The impact is not limited to the initial victim. Compromised credentials can be reused across services. Lateral movement can affect internal networks. Data exfiltration can lead to regulatory fines. Reputation damage can follow a public breach. Supply‑chain partners may also be exposed if attackers pivot from a compromised contractor.

Organizations that outsource recruitment or use third‑party staffing firms are especially at risk. A breach in a staffing vendor can cascade to multiple client companies. The cross‑platform nature of the malware means that even organizations that primarily run Linux servers are vulnerable if a developer receives a malicious attachment.

How to check exposure

Security teams should start with indicator‑of‑compromise (IOC) hunting. The following artifacts have been observed:

• File hashes: SHA‑256 = 3a5f9c2d8e1b4f6a9c7d0e2b5f8a1c3d4e6f7b8c9d0e1f2a3b4c5d6e7f8a9b0c
• File names: Job_Description_v2.docx, Marketing_Brief_Final.pdf
• PowerShell command line: powershell -nop -w hidden -enc [Base64String]
• Scheduled task name: SystemUpdateCheck
• Registry key: HKCU\Software\Microsoft\Windows\CurrentVersion\Run\svcbot
• Service name: svcbot (Windows) or vampire.service (Linux)
• C2 domain pattern: *.fastcdn[0-9].net
• Network indicator: TLS outbound to port 443 with SNI containing “fastcdn”.

Use endpoint detection and response (EDR) tools to query for these indicators. Search for the scheduled task name and the registry Run key. Look for PowerShell processes with the -nop and -enc flags. Review email logs for attachments with the decoy file names. Scan mail gateways for the MIME type “application/vnd.openxmlformats‑officedocument.wordprocessingml.document” that contain embedded macros.

Network teams should enable TLS inspection on perimeter devices. Look for repeated connections to the fast‑flux domains. Correlate DNS queries with known domain patterns. Use threat‑intel feeds to enrich the domain list. Deploy a YARA rule that matches the Go binary’s unique section names and the custom XOR decryption routine.

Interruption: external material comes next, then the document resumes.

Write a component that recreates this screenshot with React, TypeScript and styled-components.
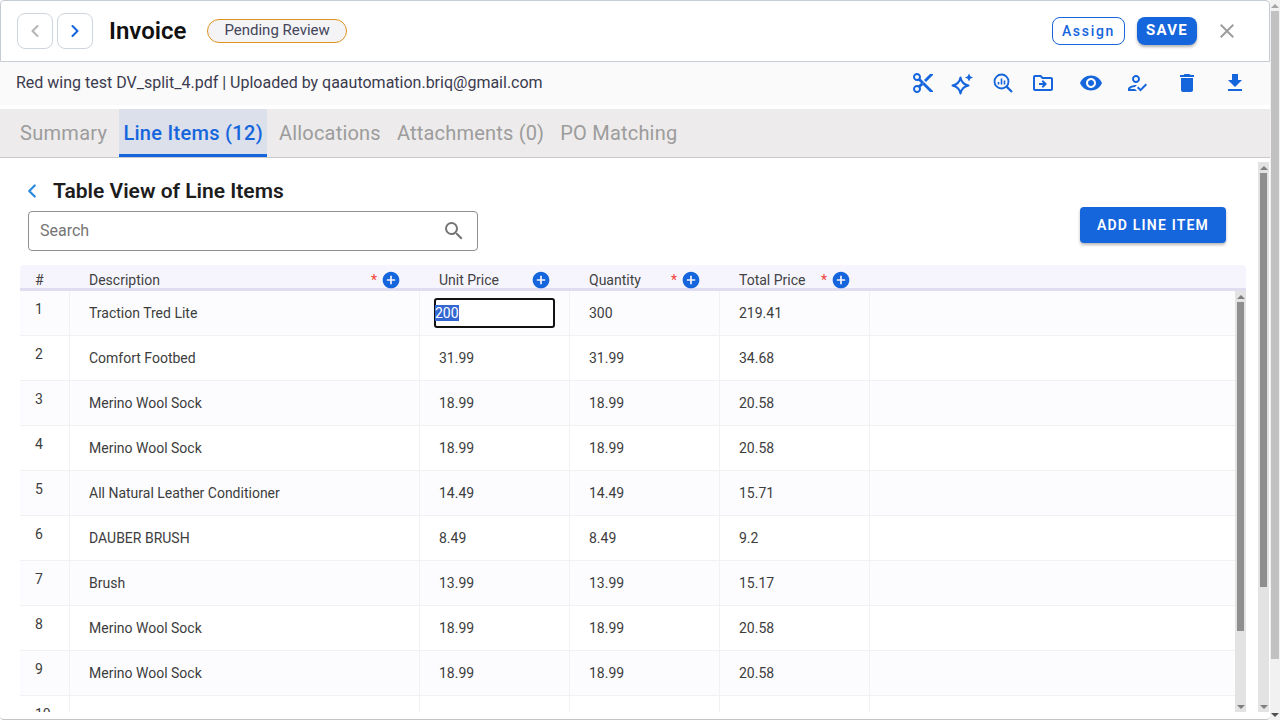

For organizations that already run Go binaries, create a baseline of known legitimate Go executables. Flag any new Go binary that appears without a signed certificate from a trusted authority. Compare file entropy against the baseline; the malicious binary typically shows high entropy due to packed sections.

SIEM queries can surface suspicious activity. Example Splunk query:

index=network sourcetype=ssl "fastcdn" | stats count by src_ip, dest_domain

This highlights hosts that repeatedly contact the malicious domains. Pair this with endpoint logs that show the creation of the scheduled task or service.

Fast mitigation

• Block the malicious attachment types at the email gateway. Quarantine .docx and .pdf files that contain macros or embedded PowerShell scripts.
• Disable automatic preview of Office documents in webmail clients.
• Enforce macro execution policies: set EnableAllMacros to Disabled for all users.
• Update endpoint AV/EDR signatures to include the latest Vampire Bot hashes.
• Deploy a PowerShell logging policy: enable script block logging and module logging.
• Remove the scheduled task SystemUpdateCheck from all endpoints.
• Delete the registry Run key svcbot if present.
• Stop and delete the Windows service svcbot and the Linux systemd unit vampire.service.
• Isolate any host that shows the Go binary in its process list. Perform a full forensic collection.
• Rotate all credentials that were used on compromised machines. Enforce multi‑factor authentication.
• Educate users about unsolicited job offers. Encourage verification through official channels.
• Implement DNS sinkholing for the fast‑flux domain pattern.
• Review cloud‑service access logs for anomalous logins from new IP ranges.
• Apply host‑based firewall rules to block outbound TLS to unknown fast‑flux domains.
• Patch Office suites to the latest version to reduce macro exploitation surface.

After containment, conduct a root‑cause analysis. Identify how the initial email bypassed filters. Adjust the filtering rules. Verify that the remediation steps have removed all artifacts. Document the incident and update the incident‑response playbook. Conduct tabletop exercises that simulate a pre‑onboarding attack to improve future readiness.